Patches look good in general, just some really minor style issues I
found in last review.  I have fixed them and if you are ok I can
install them, I have create a branch so you can check [1].

[1] https://sourceware.org/git/?p=glibc.git;a=shortlog;h=refs/heads/azanella/mbrtoc8-c8rtomb
  
Tom Honermann July 6, 2022, 3:27 a.m.

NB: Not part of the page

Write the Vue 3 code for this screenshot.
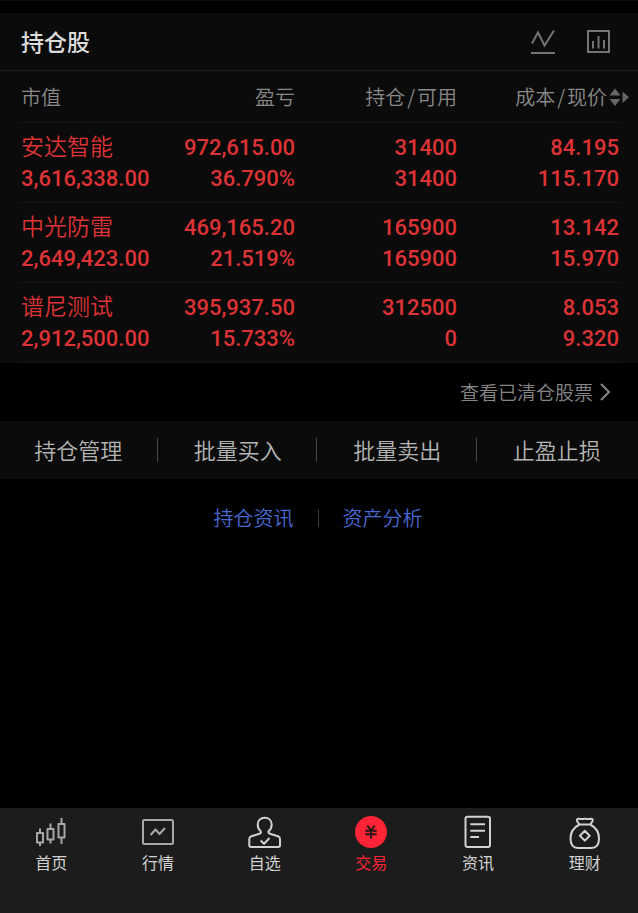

UTC | #2
On 7/4/22 3:08 PM, Adhemerval Zanella wrote:
>
>> On 30 Jun 2022, at 09:52, Tom Honermann via Libc-alpha <libc-alpha@sourceware.org> wrote:
>>
>> This series of patches provides the following:
>> - A fix for BZ #25744 [1].
>> - Implementations of the mbrtoc8 and c8rtomb functions adopted for
>>   C++20 via WG21 P0482R6 [2] and for C2X via WG14 N2653 [3].

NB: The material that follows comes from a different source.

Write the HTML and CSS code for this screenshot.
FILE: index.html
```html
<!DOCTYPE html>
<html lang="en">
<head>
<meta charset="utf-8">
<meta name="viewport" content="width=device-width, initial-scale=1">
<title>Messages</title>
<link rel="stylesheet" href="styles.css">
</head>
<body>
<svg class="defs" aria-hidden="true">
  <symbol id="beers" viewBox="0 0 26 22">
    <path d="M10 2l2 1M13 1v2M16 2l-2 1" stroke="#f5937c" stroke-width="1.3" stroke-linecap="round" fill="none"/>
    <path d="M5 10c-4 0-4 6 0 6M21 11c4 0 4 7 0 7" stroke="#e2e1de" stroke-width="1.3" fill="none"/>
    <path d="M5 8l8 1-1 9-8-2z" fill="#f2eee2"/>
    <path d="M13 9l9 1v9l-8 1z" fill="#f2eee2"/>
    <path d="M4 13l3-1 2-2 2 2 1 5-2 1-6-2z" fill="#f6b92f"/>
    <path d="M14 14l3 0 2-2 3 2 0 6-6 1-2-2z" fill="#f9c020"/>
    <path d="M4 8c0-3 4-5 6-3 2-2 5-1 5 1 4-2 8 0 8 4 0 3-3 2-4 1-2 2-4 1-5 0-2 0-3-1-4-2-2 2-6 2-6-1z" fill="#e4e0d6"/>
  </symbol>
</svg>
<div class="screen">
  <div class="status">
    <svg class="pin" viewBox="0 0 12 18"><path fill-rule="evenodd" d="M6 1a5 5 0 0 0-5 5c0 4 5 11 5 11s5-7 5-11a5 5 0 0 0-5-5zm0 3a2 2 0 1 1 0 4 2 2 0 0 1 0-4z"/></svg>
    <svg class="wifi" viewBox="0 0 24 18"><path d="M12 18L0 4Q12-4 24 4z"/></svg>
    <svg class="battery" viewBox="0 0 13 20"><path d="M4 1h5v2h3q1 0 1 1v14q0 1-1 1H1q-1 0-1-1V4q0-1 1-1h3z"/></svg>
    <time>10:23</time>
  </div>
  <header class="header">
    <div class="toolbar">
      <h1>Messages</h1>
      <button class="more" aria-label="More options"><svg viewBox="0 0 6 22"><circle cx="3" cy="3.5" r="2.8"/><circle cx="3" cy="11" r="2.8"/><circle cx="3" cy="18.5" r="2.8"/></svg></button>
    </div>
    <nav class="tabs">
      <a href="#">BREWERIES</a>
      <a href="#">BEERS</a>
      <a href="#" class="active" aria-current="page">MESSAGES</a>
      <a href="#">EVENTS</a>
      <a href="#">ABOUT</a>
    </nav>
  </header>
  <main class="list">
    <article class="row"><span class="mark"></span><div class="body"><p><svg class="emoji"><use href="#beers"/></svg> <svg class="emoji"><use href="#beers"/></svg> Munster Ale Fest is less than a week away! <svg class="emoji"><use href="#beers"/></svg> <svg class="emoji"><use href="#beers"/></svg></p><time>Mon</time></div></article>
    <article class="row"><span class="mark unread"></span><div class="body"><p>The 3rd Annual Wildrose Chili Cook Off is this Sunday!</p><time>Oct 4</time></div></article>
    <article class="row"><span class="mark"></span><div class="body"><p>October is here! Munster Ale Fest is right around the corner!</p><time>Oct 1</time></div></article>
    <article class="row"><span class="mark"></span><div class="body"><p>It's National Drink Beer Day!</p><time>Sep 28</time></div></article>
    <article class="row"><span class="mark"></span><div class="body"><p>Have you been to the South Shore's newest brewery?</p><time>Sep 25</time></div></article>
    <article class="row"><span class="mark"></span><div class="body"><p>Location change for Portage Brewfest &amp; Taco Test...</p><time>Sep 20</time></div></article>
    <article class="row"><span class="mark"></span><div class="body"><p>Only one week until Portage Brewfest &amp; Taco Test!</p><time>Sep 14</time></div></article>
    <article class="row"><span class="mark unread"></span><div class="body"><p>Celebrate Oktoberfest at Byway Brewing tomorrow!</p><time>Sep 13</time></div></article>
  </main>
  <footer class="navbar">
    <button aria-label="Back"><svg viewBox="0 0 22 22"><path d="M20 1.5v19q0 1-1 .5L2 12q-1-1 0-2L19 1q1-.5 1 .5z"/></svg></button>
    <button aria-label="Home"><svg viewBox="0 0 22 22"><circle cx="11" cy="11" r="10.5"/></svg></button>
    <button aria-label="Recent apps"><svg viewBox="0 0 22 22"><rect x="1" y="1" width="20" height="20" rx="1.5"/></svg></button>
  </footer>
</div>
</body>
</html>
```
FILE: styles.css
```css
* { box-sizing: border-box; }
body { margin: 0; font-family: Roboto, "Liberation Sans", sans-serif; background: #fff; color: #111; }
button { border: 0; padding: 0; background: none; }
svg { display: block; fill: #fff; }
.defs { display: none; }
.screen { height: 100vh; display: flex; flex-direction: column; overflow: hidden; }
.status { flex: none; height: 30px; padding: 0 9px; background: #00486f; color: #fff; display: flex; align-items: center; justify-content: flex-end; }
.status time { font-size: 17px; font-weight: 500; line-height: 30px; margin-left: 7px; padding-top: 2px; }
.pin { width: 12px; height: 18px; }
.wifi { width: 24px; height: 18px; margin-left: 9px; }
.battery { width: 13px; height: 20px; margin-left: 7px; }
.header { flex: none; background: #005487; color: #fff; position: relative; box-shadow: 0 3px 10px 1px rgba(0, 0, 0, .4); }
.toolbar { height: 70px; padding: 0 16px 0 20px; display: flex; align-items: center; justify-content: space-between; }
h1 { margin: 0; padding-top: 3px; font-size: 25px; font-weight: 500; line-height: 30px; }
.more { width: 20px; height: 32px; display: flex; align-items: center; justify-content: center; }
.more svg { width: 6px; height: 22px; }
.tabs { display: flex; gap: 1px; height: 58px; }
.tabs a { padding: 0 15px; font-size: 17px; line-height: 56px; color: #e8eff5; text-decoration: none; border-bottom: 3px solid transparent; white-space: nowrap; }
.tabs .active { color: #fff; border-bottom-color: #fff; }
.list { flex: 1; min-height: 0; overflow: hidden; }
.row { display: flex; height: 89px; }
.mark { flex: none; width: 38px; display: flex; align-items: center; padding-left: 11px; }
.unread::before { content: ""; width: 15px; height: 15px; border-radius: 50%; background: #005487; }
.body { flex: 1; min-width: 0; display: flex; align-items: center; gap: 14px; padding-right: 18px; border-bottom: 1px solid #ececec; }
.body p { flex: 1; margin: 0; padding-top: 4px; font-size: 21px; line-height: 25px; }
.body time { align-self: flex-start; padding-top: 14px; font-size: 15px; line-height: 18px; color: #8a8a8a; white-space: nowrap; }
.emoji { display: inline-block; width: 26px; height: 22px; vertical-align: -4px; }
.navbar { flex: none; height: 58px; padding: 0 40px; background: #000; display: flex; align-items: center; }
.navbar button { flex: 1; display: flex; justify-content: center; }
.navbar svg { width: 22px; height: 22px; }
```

>> - A char8_t typedef as adopted for C2X via WG14 N2653 [3].
>>
>> The fix for BZ #25744 [1] is included in this patch series because the tests
>> for mbrtoc8 and c8rtomb depend on it for exercising the special case where a
>> pair of Unicode code points is converted to/from a single double byte sequence.

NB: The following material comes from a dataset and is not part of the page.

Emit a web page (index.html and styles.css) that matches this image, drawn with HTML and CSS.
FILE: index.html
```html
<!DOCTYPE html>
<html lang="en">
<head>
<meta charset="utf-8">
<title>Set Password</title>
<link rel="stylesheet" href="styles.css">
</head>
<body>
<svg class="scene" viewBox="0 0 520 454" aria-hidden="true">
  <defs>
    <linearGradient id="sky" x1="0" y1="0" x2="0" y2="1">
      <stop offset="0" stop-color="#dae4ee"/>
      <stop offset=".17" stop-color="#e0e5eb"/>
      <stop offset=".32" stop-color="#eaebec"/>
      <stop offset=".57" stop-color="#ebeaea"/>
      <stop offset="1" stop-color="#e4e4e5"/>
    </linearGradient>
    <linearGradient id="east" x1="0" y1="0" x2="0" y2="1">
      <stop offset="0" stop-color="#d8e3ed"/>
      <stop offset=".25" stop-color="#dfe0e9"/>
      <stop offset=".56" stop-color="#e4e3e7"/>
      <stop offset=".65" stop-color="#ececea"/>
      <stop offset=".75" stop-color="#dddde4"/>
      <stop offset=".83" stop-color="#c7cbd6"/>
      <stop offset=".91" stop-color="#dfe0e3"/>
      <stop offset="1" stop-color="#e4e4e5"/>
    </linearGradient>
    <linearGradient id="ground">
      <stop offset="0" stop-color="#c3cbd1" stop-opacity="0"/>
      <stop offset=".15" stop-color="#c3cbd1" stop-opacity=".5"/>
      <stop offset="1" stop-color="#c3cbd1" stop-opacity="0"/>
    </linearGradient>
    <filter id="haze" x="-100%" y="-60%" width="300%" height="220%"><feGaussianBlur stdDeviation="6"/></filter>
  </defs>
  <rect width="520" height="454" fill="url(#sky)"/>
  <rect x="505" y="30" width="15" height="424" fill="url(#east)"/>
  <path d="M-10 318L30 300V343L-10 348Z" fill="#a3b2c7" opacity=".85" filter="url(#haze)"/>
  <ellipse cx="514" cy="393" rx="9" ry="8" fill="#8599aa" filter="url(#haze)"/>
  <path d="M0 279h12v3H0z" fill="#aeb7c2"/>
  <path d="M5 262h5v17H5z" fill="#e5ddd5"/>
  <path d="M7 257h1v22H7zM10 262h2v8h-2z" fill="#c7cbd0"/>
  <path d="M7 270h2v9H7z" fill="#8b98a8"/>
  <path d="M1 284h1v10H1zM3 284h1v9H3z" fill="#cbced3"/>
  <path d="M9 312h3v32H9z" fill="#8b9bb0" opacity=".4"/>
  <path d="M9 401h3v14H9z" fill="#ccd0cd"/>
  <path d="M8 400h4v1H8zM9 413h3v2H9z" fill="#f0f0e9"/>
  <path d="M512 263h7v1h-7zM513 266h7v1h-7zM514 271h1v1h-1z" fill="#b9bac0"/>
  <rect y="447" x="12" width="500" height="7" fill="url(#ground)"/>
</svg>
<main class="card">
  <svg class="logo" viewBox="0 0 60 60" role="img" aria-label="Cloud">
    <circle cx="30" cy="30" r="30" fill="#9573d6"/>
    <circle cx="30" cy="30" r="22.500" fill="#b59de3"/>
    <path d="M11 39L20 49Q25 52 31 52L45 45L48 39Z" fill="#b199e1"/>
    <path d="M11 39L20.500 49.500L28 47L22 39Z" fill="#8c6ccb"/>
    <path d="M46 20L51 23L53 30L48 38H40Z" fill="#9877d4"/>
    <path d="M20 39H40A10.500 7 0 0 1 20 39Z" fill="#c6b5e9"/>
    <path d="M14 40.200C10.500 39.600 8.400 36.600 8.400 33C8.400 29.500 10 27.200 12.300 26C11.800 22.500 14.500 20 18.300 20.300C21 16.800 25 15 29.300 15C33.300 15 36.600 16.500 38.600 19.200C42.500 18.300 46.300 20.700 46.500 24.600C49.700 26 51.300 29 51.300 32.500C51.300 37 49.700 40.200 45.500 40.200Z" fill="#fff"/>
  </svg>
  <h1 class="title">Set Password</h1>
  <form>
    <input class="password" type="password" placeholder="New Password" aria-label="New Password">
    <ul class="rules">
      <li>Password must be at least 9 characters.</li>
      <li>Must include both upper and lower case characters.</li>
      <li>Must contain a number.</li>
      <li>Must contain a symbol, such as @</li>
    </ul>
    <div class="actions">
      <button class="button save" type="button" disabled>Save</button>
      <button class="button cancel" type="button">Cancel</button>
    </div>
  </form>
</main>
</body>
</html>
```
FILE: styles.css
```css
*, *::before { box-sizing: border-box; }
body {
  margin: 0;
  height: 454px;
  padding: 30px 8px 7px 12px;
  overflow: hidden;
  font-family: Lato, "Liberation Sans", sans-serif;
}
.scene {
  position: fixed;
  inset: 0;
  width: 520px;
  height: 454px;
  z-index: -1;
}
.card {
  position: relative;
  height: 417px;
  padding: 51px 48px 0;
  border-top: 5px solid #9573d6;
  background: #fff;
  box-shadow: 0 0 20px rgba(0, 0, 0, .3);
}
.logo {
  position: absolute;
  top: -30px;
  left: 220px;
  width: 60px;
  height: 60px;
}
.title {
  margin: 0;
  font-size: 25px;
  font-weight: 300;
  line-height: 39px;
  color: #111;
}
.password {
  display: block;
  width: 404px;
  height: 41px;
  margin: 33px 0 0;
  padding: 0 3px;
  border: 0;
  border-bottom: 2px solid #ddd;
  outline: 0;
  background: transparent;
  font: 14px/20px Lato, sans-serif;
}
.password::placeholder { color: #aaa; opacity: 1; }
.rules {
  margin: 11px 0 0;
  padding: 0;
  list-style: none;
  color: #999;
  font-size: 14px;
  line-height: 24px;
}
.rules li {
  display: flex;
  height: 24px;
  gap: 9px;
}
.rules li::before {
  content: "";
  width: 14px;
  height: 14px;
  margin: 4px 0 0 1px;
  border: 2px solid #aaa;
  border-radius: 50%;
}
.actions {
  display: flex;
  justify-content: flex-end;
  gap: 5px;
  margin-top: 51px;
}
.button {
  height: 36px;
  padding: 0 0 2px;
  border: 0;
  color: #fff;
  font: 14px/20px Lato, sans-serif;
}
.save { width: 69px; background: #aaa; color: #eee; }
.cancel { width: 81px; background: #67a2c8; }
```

>> Such conversion cases exist for Big5-HKSCS.
>>
>> N2653 was adopted by WG14 for C2X and wording is present in the N2912 revision
>> of the C2X working draft [4].  This patch series enables the new declarations
>> in C2X mode and when _GNU_SOURCE is defined.
>>
>> This patch series addresses feedback provided in response to the prior
>> submission series starting at [5].  All feedback was addressed except as noted
>> below:
>> - I removed the previously proposed wcsmbs/test-char8-type.c test as redundant
>>   per feedback. I prototyped extending the c++-types.data test as suggested,
>>   but that would have introduced a C++20 dependency.  The test demonstrated that
>>   the char16_t and char32_t types were mapped to 'Ds' and 'Di' as expected, but
>>   char8_t got mapped to 'h' rather than 'Du'.  It might be worth extending this
>>   test in the future if/when C++20 support becomes a minimal requirement.
>> - I did not switch the iconvdata/tst-iconv-big5-hkscs-to-2ucs4.c test to use
>>   TEST_COMPARE in favor of the existing custom error handling; the current
>>   error messages are customized to provide a more detailed explanation of the
>>   error, so removing that seemed like an arguable regression.  My changes retain
>>   consistency with the existing code.  I think it is reasonable to switch to
>>   TEST_COMPARE, but I think that should be done separately from this change and
>>   separately motivated.
>> - I did not change the c8rtomb() and mbrtoc8() implementations to use thread
>>   local storage when PS is null; the implementations continue to use static
>>   storage consistent with c16rtomb(), mbrtoc16(), c32rtomb(), and mbrtoc32().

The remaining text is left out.